The team used some of the European Observatory’s most advanced, flagship instruments in this work. The ESPRESSO instrument on the VLT, and the NGTS and SPECULOOS instruments at the ESO’s Paranal Observatory. They also used the European Space Agency’s CHEOPS exoplanet satellite. These instruments all specialize in one way or another with the study of exoplanets, which are virtually impossible to detect with a “regular” telescope.
Exoplanets are a long way away from Earth, and the overpowering light from their stars makes them nearly invisible in a regular optical telescope.
The instruments used in this study detect and characterize exoplanets in a couple of different ways. But it all comes down to detecting light. The transiting method used by the NGTS (Next-Generation Transit Survey), CHEOPS (Characterizing ExOPlanet Satellite), and SPECULOOS (Search for habitable Planets EClipsing ULtra-cOOl Stars) detect the dip in starlight when an exoplanet passes in front of its star. The radial velocity method employed by ESPRESSO detects shifts in the starlight’s normal spectrum when an exoplanet tugs on the star and shifts its position ever so slightly.
By using multiple instruments with different methods and capabilities, the team was able to characterize the system in detail. The innermost planet in the system, which is not in resonance with the others, moves the fastest. It completes an orbit in just two Earth days. The slowest planet moves ten times slower than that. The planet sizes range from one to three Earth sizes, and the masses range from 1.5 to thirty times Earth’s mass.
The orbital resonance of the planets is in an exquisite balance. The authors write that “The orbital configuration of TOI-178 is too fragile to survive giant impacts, or even significant close encounters… a sudden change in period of one of the planets of less than a few .01 d can render the system chaotic.” They also write that their data “…shows that modifying a single period axis can break the resonant structure of the entire chain.”
This discovery just means more work for astronomers. The unusual orbital resonance and positions of the planets means they need to rethink some of our theories around the formation and evolution of planets and solar systems.
This figure from the study compares the density, mass, and equilibrium temperature of the TOI-178 planets with other exoplanet systems.
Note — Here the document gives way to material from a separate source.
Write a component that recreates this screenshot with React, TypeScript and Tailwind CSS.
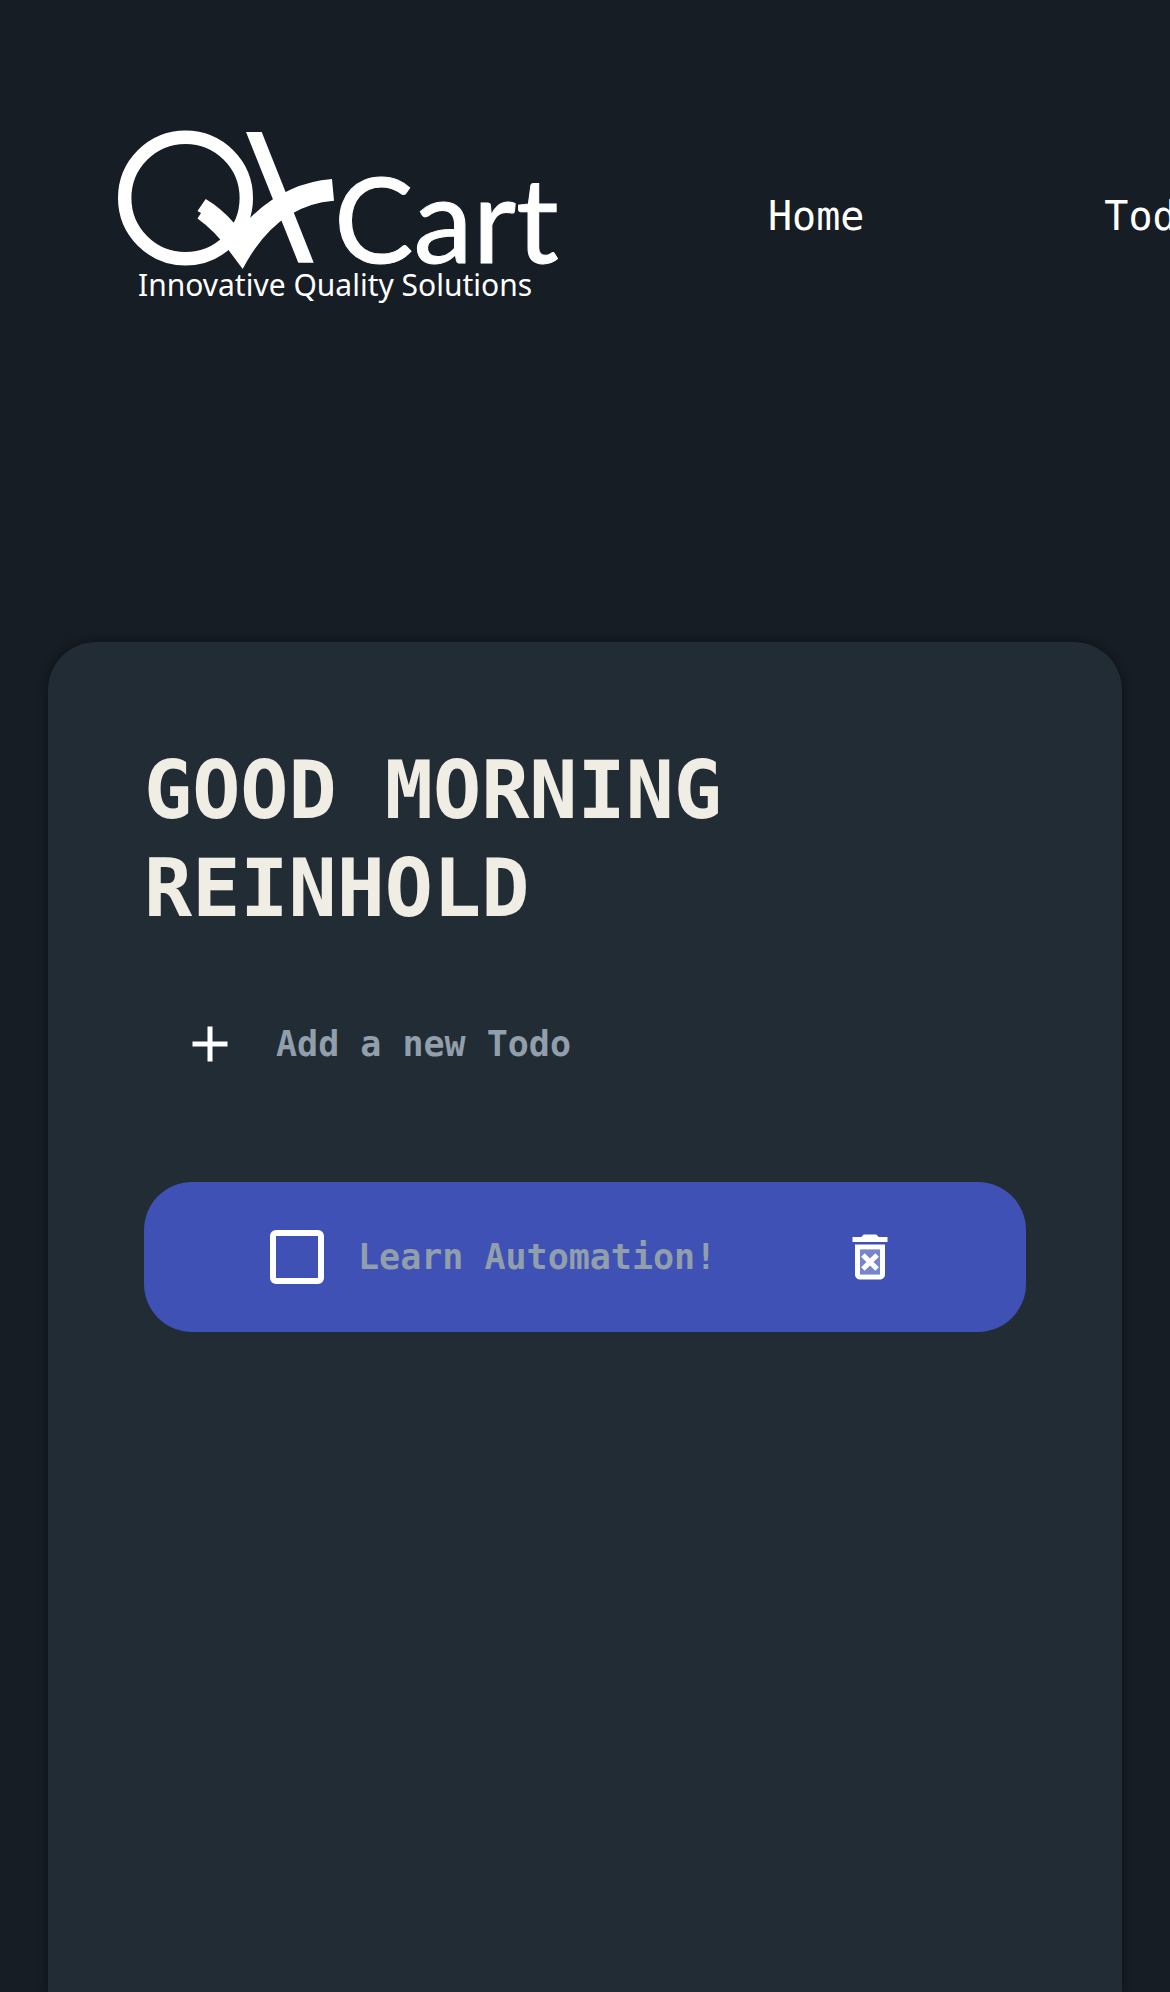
import React from "react";

function Logo() {
  return (
    <svg viewBox="0 0 450 180" className="w-[450px] shrink-0" fill="#fff" role="img" aria-label="QACart">
      <circle cx="67.5" cy="69" r="60.8" fill="none" stroke="#fff" strokeWidth="13.4" />
      <path d="M128 3h15.7l52 130.700h-15.400z" />
      <path d="M87.700 70Q103 79 115.500 93.500L124.700 96.600Q163 54 214 50l2 21.700Q158 76 124.700 140L110.500 121Q97 102 79.500 89.500L83 84l-3.500-2z" />
      <text x="216" y="134" fontFamily="Lato, sans-serif" fontSize="119" stroke="#fff" strokeWidth="1">
        Cart
      </text>
      <text x="20" y="167" fontFamily="'Noto Sans', sans-serif" fontSize="30">
        Innovative Quality Solutions
      </text>
    </svg>
  );
}

function AddIcon() {
  return (
    <svg viewBox="0 0 24 24" className="size-[60px]" fill="currentColor" aria-hidden="true">
      <path d="M19 13h-6v6h-2v-6H5v-2h6V5h2v6h6z" />
    </svg>
  );
}

function DeleteIcon() {
  return (
    <svg viewBox="0 0 24 24" className="size-[60px]" fill="currentColor" aria-hidden="true">
      <path opacity=".3" d="M8 9h8v10H8z" />
      <path d="M14.120 10.470 12 12.590l-2.130-2.120-1.410 1.410L10.590 14l-2.120 2.120 1.410 1.410L12 15.410l2.120 2.120 1.410-1.410L13.410 14l2.120-2.120zM15.500 4l-1-1h-5l-1 1H5v2h14V4zM6 19c0 1.100.9 2 2 2h8c1.100 0 2-.9 2-2V7H6zM8 9h8v10H8z" />
    </svg>
  );
}

const links = ["Home", "Todo"];
const todos = ["Learn Automation!"];

export default function App() {
  return (
    <div className="flex min-h-screen flex-col overflow-x-hidden bg-[#171d24] font-['DejaVu_Sans_Mono',monospace] text-white">
      <header className="flex items-center gap-[200px] pt-[129px] pl-[118px]">
        <Logo />
        <nav className="flex shrink-0 gap-60 pb-1.5 text-[40px] leading-none">
          {links.map((link) => (
            <a key={link} href="#">
              {link}
            </a>
          ))}
        </nav>
      </header>

      <main className="mx-12 mt-[333px] flex-1 rounded-t-[48px] bg-[#222c35] px-24 pt-[100px] shadow-[0_0_8px_rgba(12,12,20,0.8)]">
        <h1 className="text-[80px] leading-[98px] font-bold text-[#f0ede5] uppercase">
          Good Morning
          <br />
          Reinhold
        </h1>

        <div className="mt-[76px] flex items-center gap-9 pl-9">
          <button type="button" aria-label="Add a new Todo">
            <AddIcon />
          </button>
          <h2 className="text-[35px] leading-[60px] font-bold text-[#919eab]">Add a new Todo</h2>
        </div>

        <ul className="mt-[108px] flex flex-col gap-12">
          {todos.map((todo, i) => (
            <li
              key={todo}
              className="flex h-[150px] items-center justify-between rounded-[48px] bg-[#3f51b5] px-[126px]"
            >
              <div className="flex items-center gap-[34px]">
                <input
                  id={`todo-${i}`}
                  type="checkbox"
                  className="size-[54px] appearance-none rounded-[6px] border-[6px] border-white"
                />
                <label htmlFor={`todo-${i}`} className="text-[35px] leading-[60px] font-bold text-[#919eab]">
                  {todo}
                </label>
              </div>
              <button type="button" aria-label="Delete todo">
                <DeleteIcon />
              </button>
            </li>
          ))}
        </ul>
      </main>
    </div>
  );
}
In Kepler-60, Kepler-80, and Kepler-223, the density of the planets decreases when the equilibrium temperature decreases. Contrary to the three Kepler systems, in the TOI-178 system, the density of the planets is not a growing function of the equilibrium temperature. The team behind this study says that if they can understand why the TOI-178 system is different, it could become a sort of Rosetta Stone for deciphering solar system and planetary development. Image Credit: Leleu et al, 2021.
As the authors write in their paper: “Determining the architecture of multi-planetary systems is one of the cornerstones of understanding planet formation and evolution. Resonant systems are especially important as the fragility of their orbital configuration ensures that no significant scattering or collisional event has taken place since the earliest formation phase when the parent protoplanetary disc was still present.”
The nebular hypothesis, also called the Solar Nebular Disk Model (SNDM), is the working theory for the formation of our Solar System and others. According to the model, a giant molecular cloud undergoes gravitational collapse, and when enough gas gathers together, it eventually begins fusion, and a star’s life begins. Most of the material in the cloud will be taken up by the star, and in our Solar System, the Sun has the lion’s share: about 99.86%.
The remaining material makes up the protoplanetary disk, which rotates around the star in a flattened pancake shape. As material clumps together in the rotating protoplanetary disk, it eventually forms planets. There are some problems with the nebular hypothesis, and other theories have tried to explain them.
These are images of nearby protoplanetary disks. At the center of each one is a young star, and the gaps are in the disks are caused by forming exoplanets. Credit: ALMA (ESO/NAOJ/NRAO), S. Andrews et al.; NRAO/AUI/NSF, S. Dagnello
But this system challenges that theory. The SNDM suggests that rocky, terrestrial planets form nearer the star. They start out as planetary embryos and through violent mergers create planets like Venus, Mercury, Mars, and Earth. Gas giants, according to the SNDM, form out beyond the Solar System’s frost line, where planet embryos form out of frozen volatiles.
But the TOI-178 system challenges that understanding. If the planets in that system followed the SNDM, then the gas planets would be further from the star, and the rocky planets would be closer. Since they’re not, something must have disrupted them. But if something disrupted them, their orbits wouldn’t be choreographed in such an exquisite rhythm. It’s a conundrum.
“Understanding, in a single framework, the apparent disorder in terms of planetary density on one side and the high level of order seen in the orbital architecture on the other side will be a challenge for planetary system formation models,” they write.
Systems like this are challenging to understand, but ultimately, they drive researchers to think harder and to observe more fully.
As the team of scientists write in their conclusion: “The TOI-178 system, as revealed by the recent observations described in this paper, contains a number of very important features: Laplace resonances, variation in densities from planet to planet, and a stellar brightness that allows a number of followup observations (photometric, atmospheric, and spectroscopic). It is therefore likely to become one of the Rosetta Stones for understanding planet formation and evolution, even more so if additional planets continuing the chain of Laplace resonances is discovered orbiting inside the habitable zone.”